Clearly, we need some standard text data type that all COM objects
in a heterogeneous environment can understand.
COM uses the OLECHAR character data
type. A COM text string is a NUL-character-terminated
array of OLECHAR characters; a pointer to such a string is
an LPOLESTR. As a rule, a text string parameter to
a COM interface method should be of type LPOLESTR. When a
method doesn't change the string, the parameter should be of type
LPCOLESTRthat is, a constant pointer to an array of
OLECHAR characters.
Frequently, though not always, the
OLECHAR type isn't the same as the characters you use when
writing your code. Sometimes, though not always, the
OLECHAR type isn't the same as the characters you must
provide when passing a text string to the operating system. This
means that, depending on context,
sometimes you need to convert a text string from one character
set to anotherand sometimes you won't.
Unfortunately, a change in compiler options (for
example, a Windows XP Unicode build or a Windows CE build) can
change this context. As a result, code that previously didn't need
to convert a string might require conversion, or vice versa. You
don't want to rewrite all string-manipulation code each time you
change a compiler option. Therefore, ATL provides a number of
string-conversion macros that convert a text string from one
character set to another and are sensitive to the context in which
you invoke the conversion.
Windows Character
Data Types
Now let's focus specifically on the Windows
platform. Windows-based COM components typically use a mix of four
text data types:
-
Unicode. A
specification for representing a character as a "wide-character,"
16-bit multilingual character code. The Windows NT/XP operating
system uses the Unicode character set internally. All characters
used in modern computing worldwide, including technical symbols and
special publishing characters, can be represented uniquely in
Unicode. The fixed character size simplifies programming when using
international character sets. In C/C++, you represent a
wide-character string as a wchar_t array; a pointer to
such a string is a wchar_t*.
-
MBCS/DBCS.
The Multi-Byte Character Set is a mixed-width character set in
which some characters consist of more than 1 byte. The Windows
9x operating systems, in general,
use the MBCS to represent characters. The Double-Byte Character Set
(DBCS) is a specific type of multibyte character set. It includes
some characters that consist of 1 byte and some characters that
consist of 2 bytes to represent the symbols for one specific
locale, such as the Japanese, Chinese, and Korean languages.

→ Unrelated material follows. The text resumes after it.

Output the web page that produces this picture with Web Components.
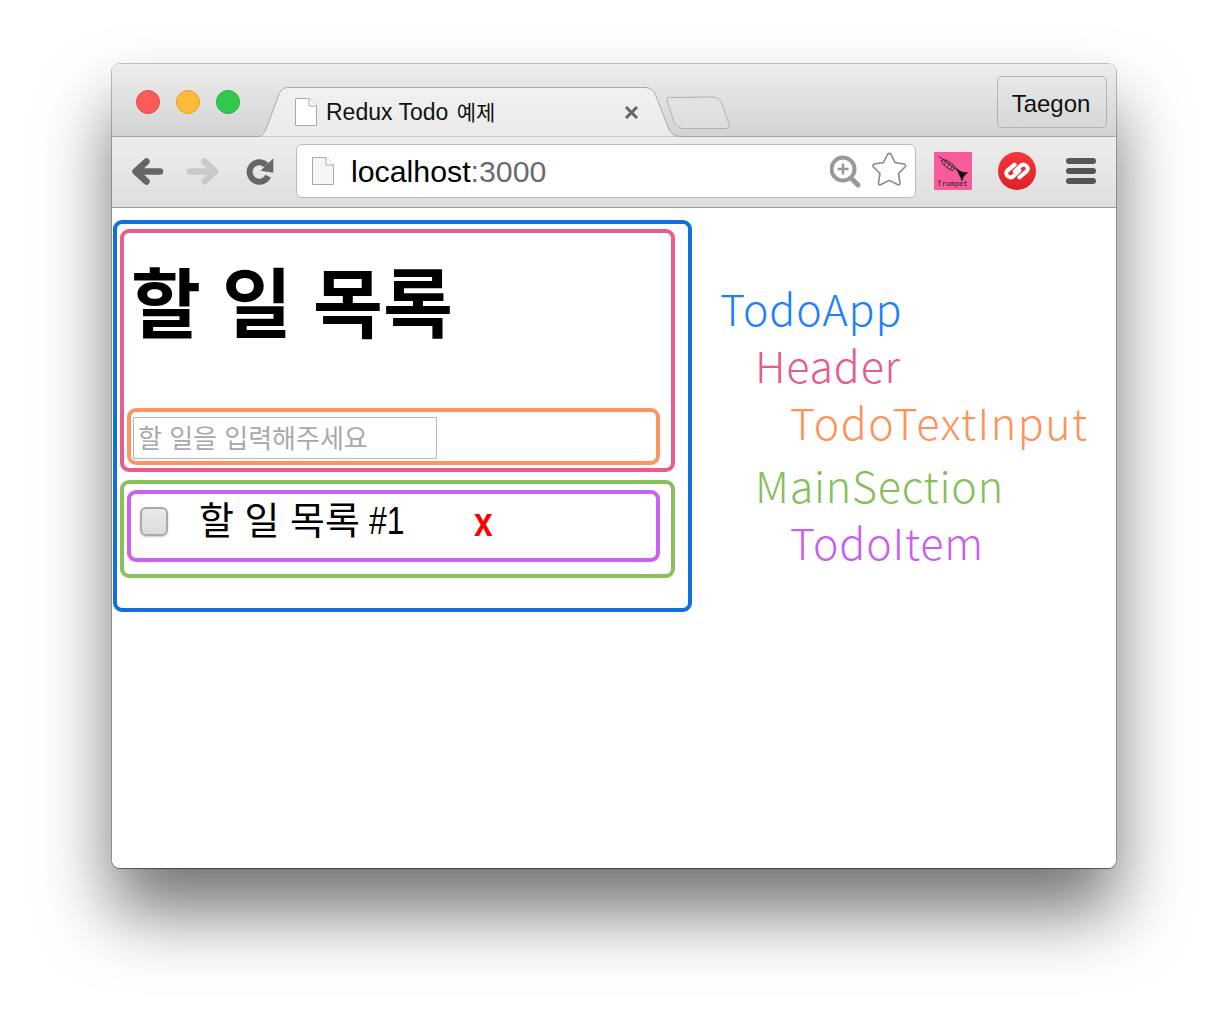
<!DOCTYPE html>
<html lang="ko">
<head>
<meta charset="utf-8">
<title>Redux Todo 예제</title>
<style>
  html, body { margin: 0; background: #fff; }
  body { width: 1228px; height: 1028px; overflow: hidden; font-family: "Liberation Sans", "Noto Sans CJK KR", sans-serif; }
</style>
</head>
<body>
<browser-window>
  <todo-app slot="page"></todo-app>
  <component-legend slot="page"></component-legend>
</browser-window>

<script>
  // Shared base: every component just declares its markup
  class ShadowElement extends HTMLElement {
    constructor() {
      super();
      this.attachShadow({ mode: 'open' });
      const template = document.createElement('template');
      template.innerHTML = this.constructor.markup;
      this.shadowRoot.appendChild(template.content.cloneNode(true));
    }
  }

  const PAGE_ICON = (fill) => `
    <svg width="22" height="28" viewBox="0 0 22 28" style="display:block">
      <path d="M.5 .5H14L21.500 8V27.500H.5Z" fill="${fill}" stroke="#a9a9a9"/>
      <path d="M14 .5V8H21.500" fill="#fff" stroke="#a9a9a9"/>
    </svg>`;

  class TabStrip extends ShadowElement {
    static markup = `
      <style>
        :host { display: flex; height: 73px; box-sizing: border-box; align-items: flex-start;
          background: linear-gradient(#ededed, #d3d3d3); border-bottom: 1px solid #a6a6a6; position: relative; }
        .lights { display: flex; gap: 16px; padding: 26px 0 0 24px; width: 145px; box-sizing: border-box; flex: none; }
        .lights i { flex: none; width: 24px; height: 24px; box-sizing: border-box; border-radius: 50%; border: 1px solid; }
        .tabs { position: relative; flex: none; width: 474px; height: 72px; }
        .tabs svg.shape { position: absolute; left: 0; top: 0; }
        .favicon { position: absolute; left: 38px; top: 34px; }
        .title { position: absolute; left: 69px; top: 33px; font: 23px "Liberation Sans", "Noto Sans CJK KR", sans-serif;
          color: #111; white-space: nowrap; line-height: 30px; }
        .title span { font-size: 21px; margin-left: 2px; }
        .close { position: absolute; left: 367px; top: 41px; }
        .user { margin: 12px 9px 0 auto; width: 110px; height: 52px; box-sizing: border-box; border: 1px solid #b3b3b3;
          border-radius: 5px; display: flex; align-items: center; justify-content: center; padding: 3px 2px 0 0;
          font-size: 24px; color: #111; }
      </style>
      <div class="lights">
        <i style="background:#fc5c57;border-color:#e5493f"></i>
        <i style="background:#fdbb38;border-color:#e4a12a"></i>
        <i style="background:#30c94c;border-color:#2bb13f"></i>
      </div>
      <div class="tabs">
        <svg class="shape" width="474" height="73" viewBox="0 0 474 73">
          <defs><linearGradient id="tabfill" x1="0" y1="0" x2="0" y2="1"><stop offset="0" stop-color="#f1f1f1"/><stop offset="1" stop-color="#ebebeb"/></linearGradient></defs>
          <path d="M0 72.500C5 72.500 7 70 9 65L20 36C22 28 25 23.500 32 23.500H388C394 23.500 397 27 399 32L411 63C413 69 417 72.500 424 72.500Z" fill="url(#tabfill)"/>
          <path d="M0 72.500C5 72.500 7 70 9 65L20 36C22 28 25 23.500 32 23.500H388C394 23.500 397 27 399 32L411 63C413 69 417 72.500 424 72.500" fill="none" stroke="#a9a9a9"/>
          <path d="M413 33.500C410 32.500 409.500 34 410 36L417 58C419 62 421 64.500 427 64.500H469C472 64.500 473 62.500 472 60L465 40C463 35 460 33 454 33Z" fill="#e3e3e3" fill-opacity=".55" stroke="#b0b0b0"/>
        </svg>
        <span class="favicon">${PAGE_ICON('#fff')}</span>
        <span class="title">Redux Todo <span>예제</span></span>
        <svg class="close" width="15" height="15" viewBox="0 0 15 15"><path d="M2 2L13 13M13 2L2 13" stroke="#666" stroke-width="3"/></svg>
      </div>
      <div class="user">Taegon</div>
    `;
  }

  class BrowserToolbar extends ShadowElement {
    static markup = `
      <style>
        :host { display: flex; height: 71px; box-sizing: border-box; align-items: flex-start; position: relative;
          background: linear-gradient(#ededed, #dedede); border-bottom: 1px solid #9c9c9c; }
        .nav { flex: none; width: 184px; height: 70px; }
        .address { flex: none; width: 620px; height: 54px; margin-top: 7px; box-sizing: border-box; background: #fff;
          border: 1px solid #bcbcbc; border-radius: 6px; display: flex; align-items: center; position: relative; }
        .page { margin-left: 15px; }
        .url { margin: 1px 0 0 17px; font-size: 30.300px; color: #000; }
        .url span { color: #6b6b6b; }
        .tools { position: absolute; left: 533px; top: 6px; }
        .ext { flex: none; width: 200px; height: 70px; }
      </style>
      <svg class="nav" viewBox="0 0 184 70" fill="none" stroke-linecap="round" stroke-linejoin="round">
        <path d="M48 34.500H26M34.500 24.500L23.500 34.500L34.500 44.500" stroke="#666" stroke-width="6.500"/>
        <path d="M78 34.500H101M92.500 24.500L103 34.500L92.500 44.500" stroke="#c9c9c9" stroke-width="6.500"/>
        <path d="M156.100 39.100A9.700 9.700 0 1 1 154.200 28.100" stroke="#666" stroke-width="6" stroke-linecap="butt"/>
        <path d="M161.300 21.300V35.700L148.700 33.700Z" fill="#666" stroke="none"/>
      </svg>
      <div class="address">
        <span class="page">${PAGE_ICON('#f6f6f6')}</span>
        <div class="url">localhost<span>:3000</span></div>
        <svg class="tools" width="82" height="40" viewBox="0 0 82 40" fill="none">
          <circle cx="13" cy="18" r="11.500" stroke="#999" stroke-width="4"/>
          <path d="M21 27L28 34" stroke="#999" stroke-width="5" stroke-linecap="round"/>
          <path d="M13 12.500V23.500M7.500 18H18.500" stroke="#999" stroke-width="2.500"/>
          <path d="M57.500 3.500C58.500 2 60 2 61 3.500L65 11.500L74 13C76 13.500 76 15 75 16L68.500 22.500L70 31.500C70.300 33.500 69 34.300 67.500 33.500L59.300 29.300L51 33.500C49.500 34.300 48.300 33.500 48.500 31.500L50 22.500L43.500 16C42.500 15 42.500 13.500 44.500 13L53.500 11.500Z" fill="#fff" stroke="#8a8a8a" stroke-width="1.600"/>
        </svg>
      </div>
      <svg class="ext" viewBox="0 0 200 70">
        <defs><linearGradient id="authy" x1="0" y1="0" x2="0" y2="1"><stop offset="0" stop-color="#f3373c"/><stop offset="1" stop-color="#dd2327"/></linearGradient></defs>
        <rect x="18" y="15" width="38" height="38" fill="#f65b9b"/>
        <g transform="translate(14 11) scale(.3333)" fill="none" stroke="#222" stroke-linecap="round" stroke-linejoin="round" stroke-width="3">
          <path d="M28 26L88 72"/>
          <path d="M34 38C42 30 56 38 76 56L68 68C55 62 38 52 34 38Z" stroke-width="2.500"/>
          <path d="M48 37L42 52M58 44L52 59M67 52L61 64" stroke-width="2"/>
          <path d="M80 62C90 72 100 74 112 74C104 80 98 88 96 98C92 86 86 76 80 62Z" fill="#111"/>
        </g>
        <text x="36.500" y="48.500" text-anchor="middle" font-family="'DejaVu Sans Mono', monospace" font-size="7.200" fill="#222">Trumpet</text>
        <circle cx="101" cy="34" r="19" fill="url(#authy)"/>
        <g transform="translate(101 34) scale(.3333) translate(-69 -69)" fill="none" stroke="#fff" stroke-width="12" stroke-linecap="round" stroke-linejoin="round">
          <path d="M62 50L40 68C34 74 37 84 45 87C50 89 55 88 59 84L76 68"/>
          <path d="M76 88L98 70C104 64 101 54 93 51C88 49 83 50 79 54L62 70"/>
        </g>
        <g fill="#555">
          <rect x="150" y="21" width="30" height="6" rx="3"/>
          <rect x="150" y="31" width="30" height="6" rx="3"/>
          <rect x="150" y="41" width="30" height="6" rx="3"/>
        </g>
      </svg>
    `;
  }

  class BrowserWindow extends ShadowElement {
    static markup = `
      <style>
        :host { display: block; box-sizing: border-box; width: 1004px; height: 804px; margin: 64px 0 0 112px;
          border-radius: 8px; box-shadow: 0 44px 70px rgba(0,0,0,.55), 0 0 0 1px rgba(0,0,0,.22), 0 1px 1px rgba(0,0,0,.35); }
        .frame { height: 100%; box-sizing: border-box; border-radius: 8px; overflow: hidden; background: #fff;
          display: flex; flex-direction: column; position: relative; }
        .page { flex: 1; display: flex; align-items: flex-start; padding: 12px 0 0 1px; }
      </style>
      <div class="frame">
        <tab-strip></tab-strip>
        <browser-toolbar></browser-toolbar>
        <div class="page"><slot name="page"></slot></div>
      </div>
    `;
  }

  class OutlineBox extends ShadowElement {
    static markup = `
      <style>
        :host { display: block; box-sizing: border-box; border: 4px solid var(--line); border-radius: 9px; }
      </style>
      <slot></slot>
    `;
  }

  class TodoItem extends ShadowElement {
    static markup = `
      <style>
        :host { display: flex; align-items: flex-start; height: 64px; box-sizing: border-box; padding: 13px 0 0 9px; }
        input { appearance: none; margin: 0; width: 28px; height: 29px; box-sizing: border-box; flex: none;
          border: 2px solid #a9a9a9; border-radius: 6px; background: linear-gradient(#e8e8e8, #dcdcdc);
          box-shadow: 0 1px 2px #ccc; }
        label { margin: -9px 0 0 31px; width: 275px; flex: none; font-size: 38px; line-height: 46px; color: #000; white-space: nowrap; }
        label span { display: inline-block; margin-left: -2px; transform: scaleX(.84); transform-origin: left; }
        button { all: unset; display: block; color: #f00; font: bold 40px/36px "Liberation Sans", sans-serif; margin-top: -3px;
          transform: scaleX(.84); transform-origin: left; }
      </style>
      <input type="checkbox">
      <label>할 일 목록 <span>#1</span></label>
      <button>x</button>
    `;
  }

  class TodoApp extends ShadowElement {
    static markup = `
      <style>
        :host { display: block; flex: none; width: 579px; }
        .app { --line: #1170dc; height: 392px; padding: 5px 13px 0 3px; }
        .header { --line: #ea5c8c; height: 243px; padding: 0 11px 0 3px; }
        h1 { margin: 0; height: 175px; box-sizing: border-box; padding: 28px 0 0 4px; font-size: 76px; line-height: 90px; font-weight: bold; color: #000; white-space: nowrap; }
        .text-input { --line: #fd9560; height: 57px; padding: 5px 0 0 2px; }
        input { display: block; box-sizing: border-box; width: 304px; height: 42px; margin: 0; padding: 2px 4px 0; border: 1px solid #bababa;
          font: 26px "Liberation Sans", "Noto Sans CJK KR", sans-serif; outline: none; background: #fff; }
        input::placeholder { color: #a9a9a9; opacity: 1; }
        .main { --line: #8ac05a; height: 98px; margin-top: 8px; padding: 6px 11px 0 3px; }
        .item { --line: #c961f1; height: 72px; }
      </style>
      <outline-box class="app">
        <outline-box class="header">
          <h1>할 일 목록</h1>
          <outline-box class="text-input"><input type="text" placeholder="할 일을 입력해주세요"></outline-box>
        </outline-box>
        <outline-box class="main">
          <outline-box class="item"><todo-item></todo-item></outline-box>
        </outline-box>
      </outline-box>
    `;
  }

  class ComponentLegend extends ShadowElement {
    static markup = `
      <style>
        :host { display: flex; flex-direction: column; flex: none; padding: 59px 0 0 28px; letter-spacing: .8px;
          font: 300 43px/57px "Noto Sans CJK KR", "Noto Sans", sans-serif; white-space: nowrap; }
        .l1 { padding-left: 35px; }
        .l2 { padding-left: 70px; }
        .gap { margin-top: 6px; }
      </style>
      <div style="color:#1a80ff">TodoApp</div>
      <div class="l1" style="color:#e85a8a">Header</div>
      <div class="l2" style="color:#ff9259;letter-spacing:1.500px">TodoTextInput</div>
      <div class="l1 gap" style="color:#85bf5b">MainSection</div>
      <div class="l2" style="color:#c85ff0">TodoItem</div>
    `;
  }

  customElements.define('tab-strip', TabStrip);
  customElements.define('browser-toolbar', BrowserToolbar);
  customElements.define('browser-window', BrowserWindow);
  customElements.define('outline-box', OutlineBox);
  customElements.define('todo-item', TodoItem);
  customElements.define('todo-app', TodoApp);
  customElements.define('component-legend', ComponentLegend);
</script>
</body>
</html>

In C/C++, you represent an MBCS/DBCS string as
an unsigned char array; a pointer to such a string is an
unsigned char*. Sometimes a character is one unsigned
char in length; sometimes, it's more than one. This is loads
of fun to deal with, especially when you're trying to back up
through a string. In Visual C++, MBCS always means DBCS. Character
sets wider than 2 bytes are not supported.
-
ANSI. You can
represent all characters in the English language, as well as many
Western European languages, using only 8 bits. Versions of Windows
that support such languages use a degenerate case of MBCS, called
the Microsoft Windows ANSI character set, in which no multibyte
characters are present. The
Microsoft Windows ANSI character set, which is essentially ISO
8859/x plus additional characters,
was originally based on an ANSI draft standard.

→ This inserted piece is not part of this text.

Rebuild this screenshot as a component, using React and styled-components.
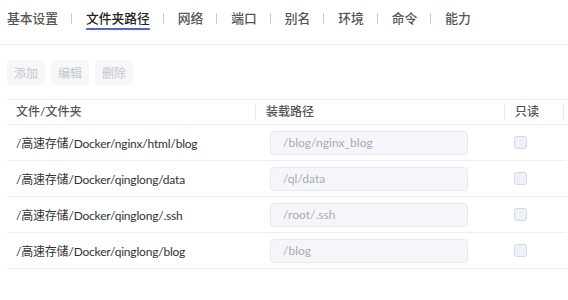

The ANSI character set maps the letters and
numerals in the same manner as ASCII. However, ANSI does not
support control characters and maps many symbols, including
accented letters, that are not mapped in standard ASCII. All
Windows fonts are defined in the ANSI character set. This is also
called the Single-Byte Character Set (SBCS), for symmetry.
In C/C++, you represent an ANSI string as a
char array; a pointer to such a string is a
char*. A character is always one char in length.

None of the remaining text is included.